A: Pressflow can speed up any Drupal site to some degree, but the impressive changes generally require root access (or equivalent) to install supporting services. Pressflow really shines when it’s integrated with APC, memcached, Varnish, MySQL replication, and other extended family members of LAMP that aren’t on regular shared hosts.

For module authors, Pressflow can help the transition to the next version of Drupal. For example, Pressflow 6, like Drupal 7, supports database replication and features a smart session and page caching architecture. Modules that run properly in Pressflow 6 are less likely to have issues porting to Drupal 7 and are better poised to take advantage of Drupal 7’s new features. Most of Pressflow’s extended APIs are either pulled from the next Drupal release or implemented in a compatible way.

Q: What is the latest Pressflow work?

A: Ongoing Pressflow development focuses on two classes of problems:

(1) Benchmarks show Drupal 7 being considerably slower than Drupal 6. This is a much larger hit than the one we had from Drupal 5 to 6. The Drupal core team (including us) has placed a high priority on remedial work here, but it’s unlikely Drupal 7 will close the gap. Because the overhead is largely on the PHP side, Pressflow is exploring ways to accelerate common functions by offloading select parts of core to Java (which blows away PHP + APC on a modern Java VM) and performing expensive page assembly and caching operations with systems like Varnish’s ESI and nginx’s SSI.

(2) The sites running Drupal and Pressflow are bigger than ever. Certain components that ran well on a four-server cluster with heavy traffic cannot survive on a 30-server cluster with massive traffic.
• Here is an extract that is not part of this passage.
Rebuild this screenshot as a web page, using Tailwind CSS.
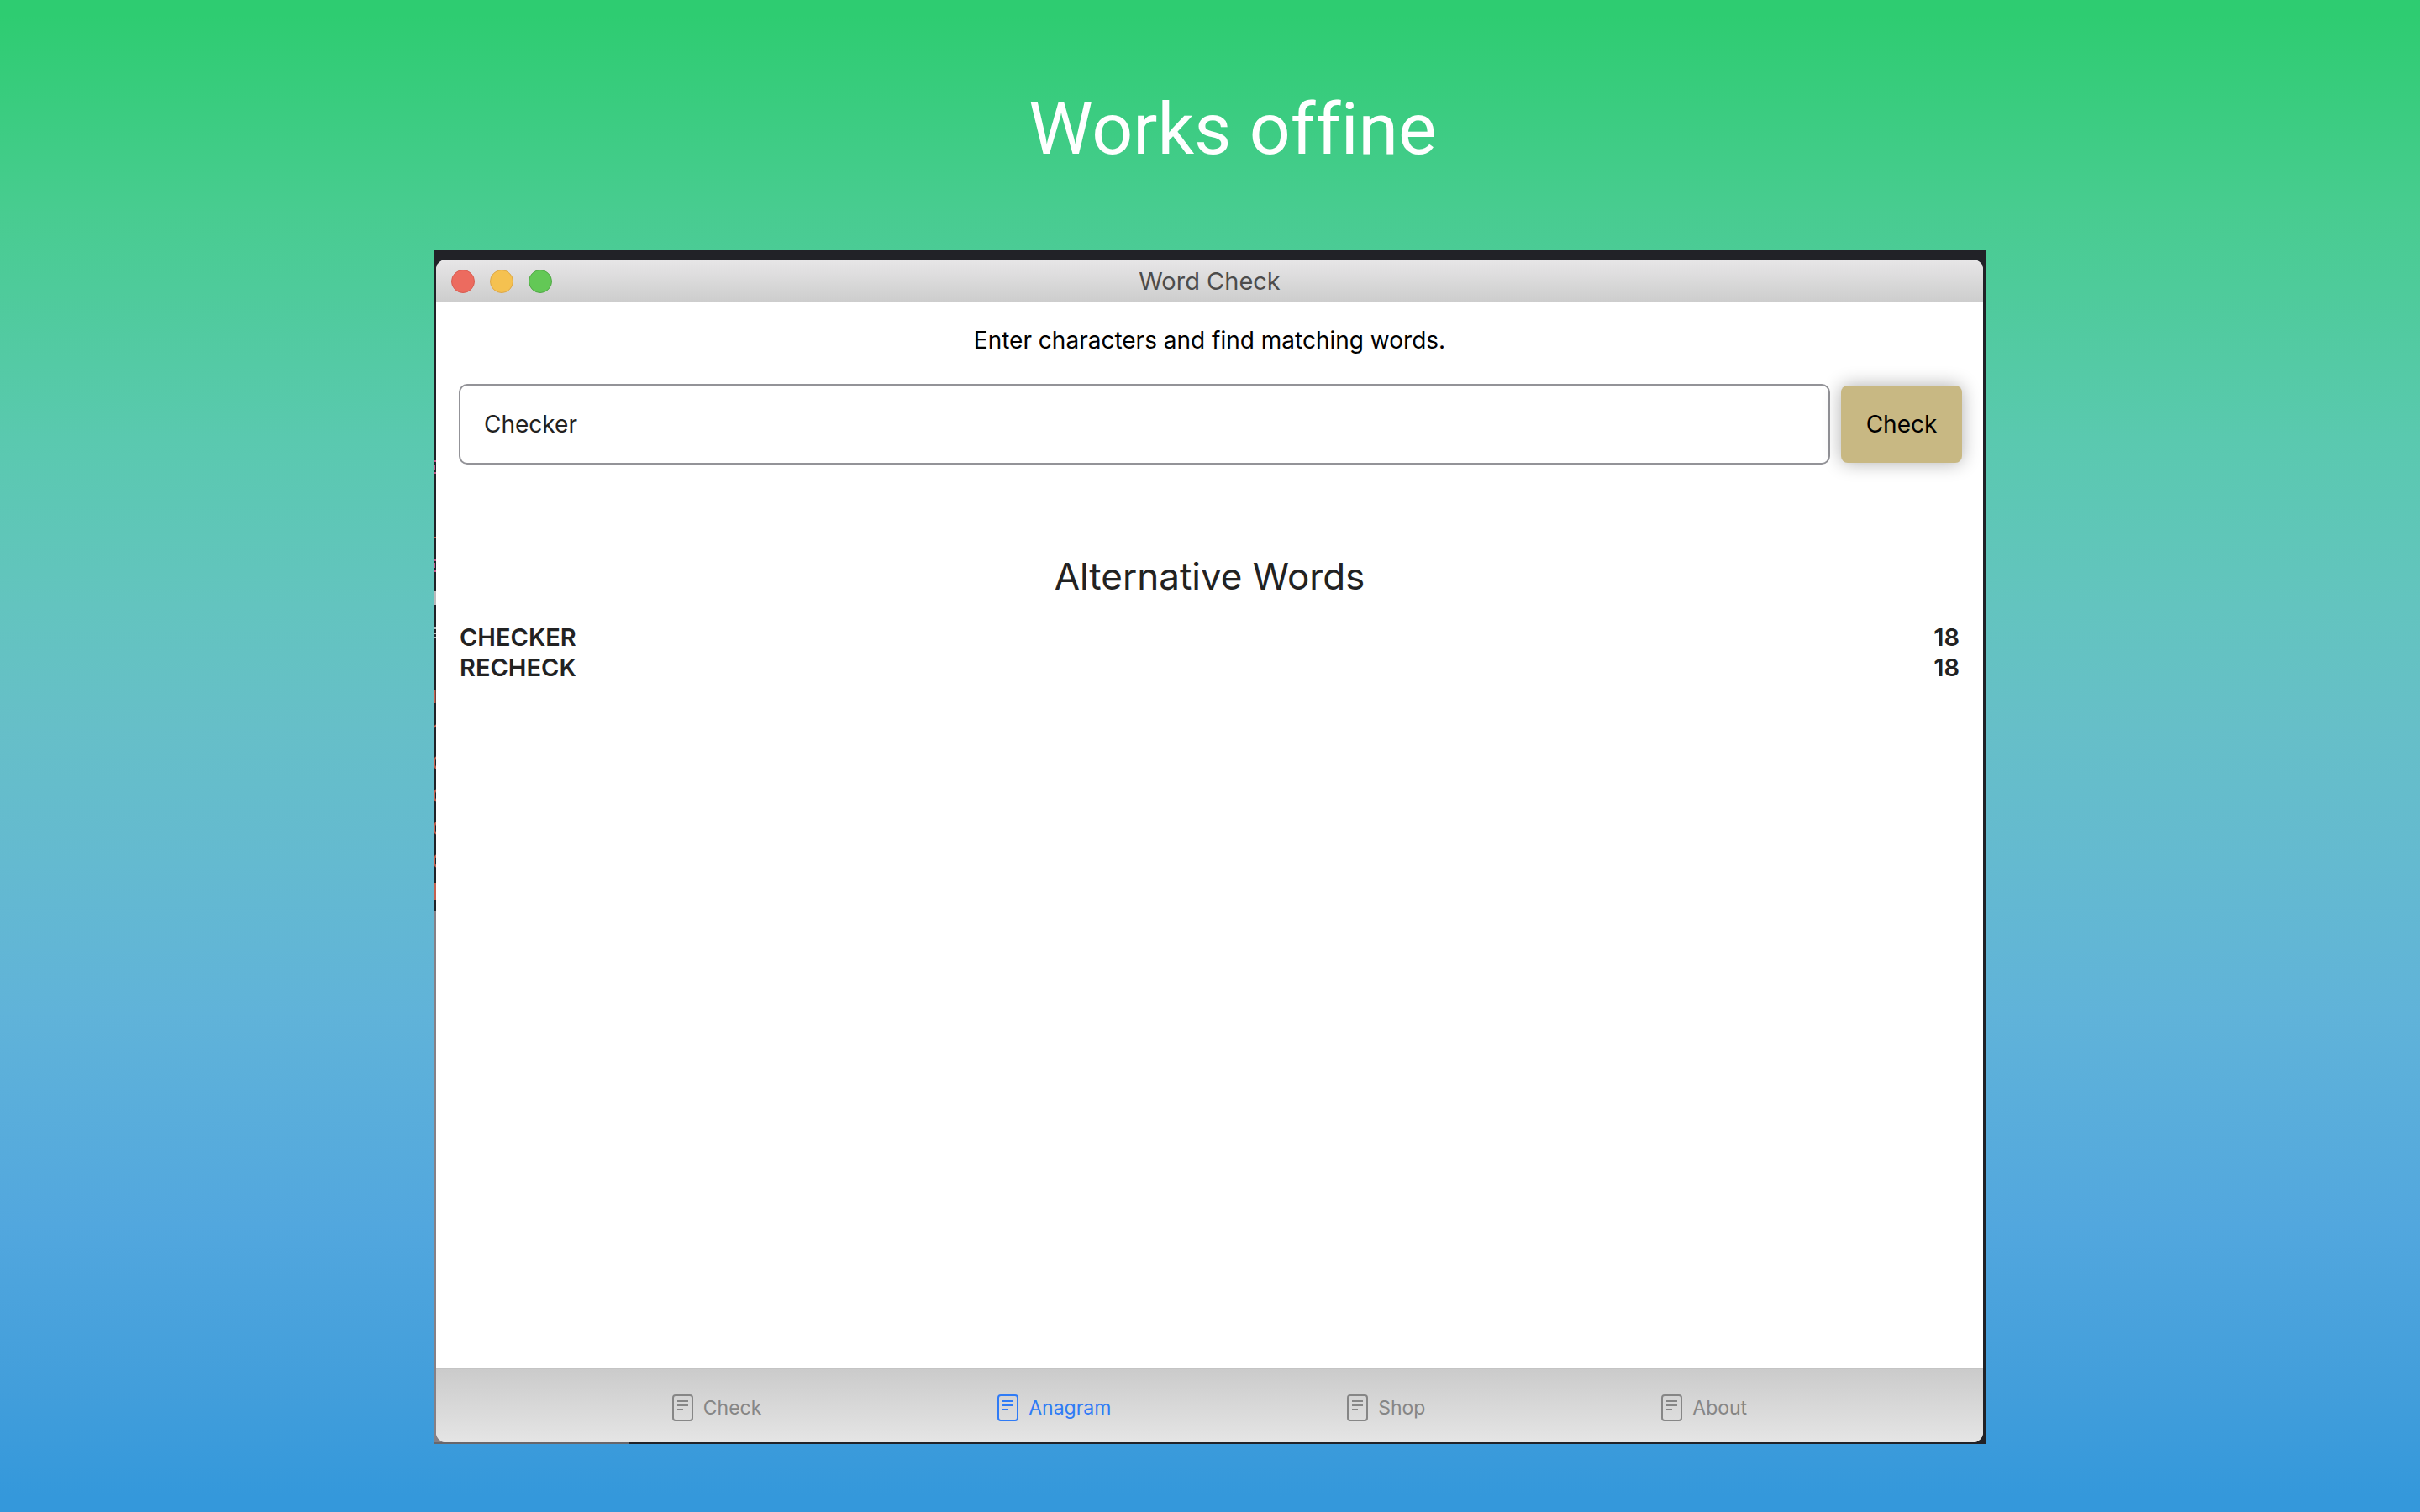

We’re solving these problems with decentralization. For example, the menu system replacement that is landing in Pressflow 6 generates, caches, and uses menu data locally on each web server. That takes menu operations from one of the biggest cluster bottlenecks (though it is a bit better in Drupal 7) to a component that can scale almost perfectly horizontally. We’re also working on distributed, multi-tier caching strategies that already show a 3–7x increase in cache read performance versus using memcached on localhost. The improvement is even greater versus non-loopback access to other memcached instances.

As with our existing development, improvements in Pressflow will be candidates for future Drupal releases. And, conversely, future improvements for Drupal will be candidates for back-porting to Pressflow.

We also have clients sponsoring work on high-availability measures, including built-in database connection monitoring and failover. While Drupal 7 gains native database replication support, Drupal will continue to require expensive and complex approaches to achieve the same failover capability that Pressflow will have built in.

Q:How soon after Drupal 7’s official release will Pressflow 7 be coming?

A: It shouldn’t be more than a few weeks; porting the missing Pressflow 6 features should not be difficult. We are not beginning Pressflow 7 work until Drupal 7 goes gold.

Q:Where is the best place to download Pressflow?

A: Visit Pressflow.org — there will always be direct-download links from that page. Because large, complex projects use Pressflow, branching using Bazaar (a version-control tool) is a popular way to maintain local changes and apply updates. Project Mercury from Chapter Three integrates a self-updating and configured copy of Pressflow into an Amazon EC2 image (AMI). We’re also working with some higher education institutions to provide their students, staff, and faculty with managed, one-click Pressflow installations, but those won’t launch for a few months.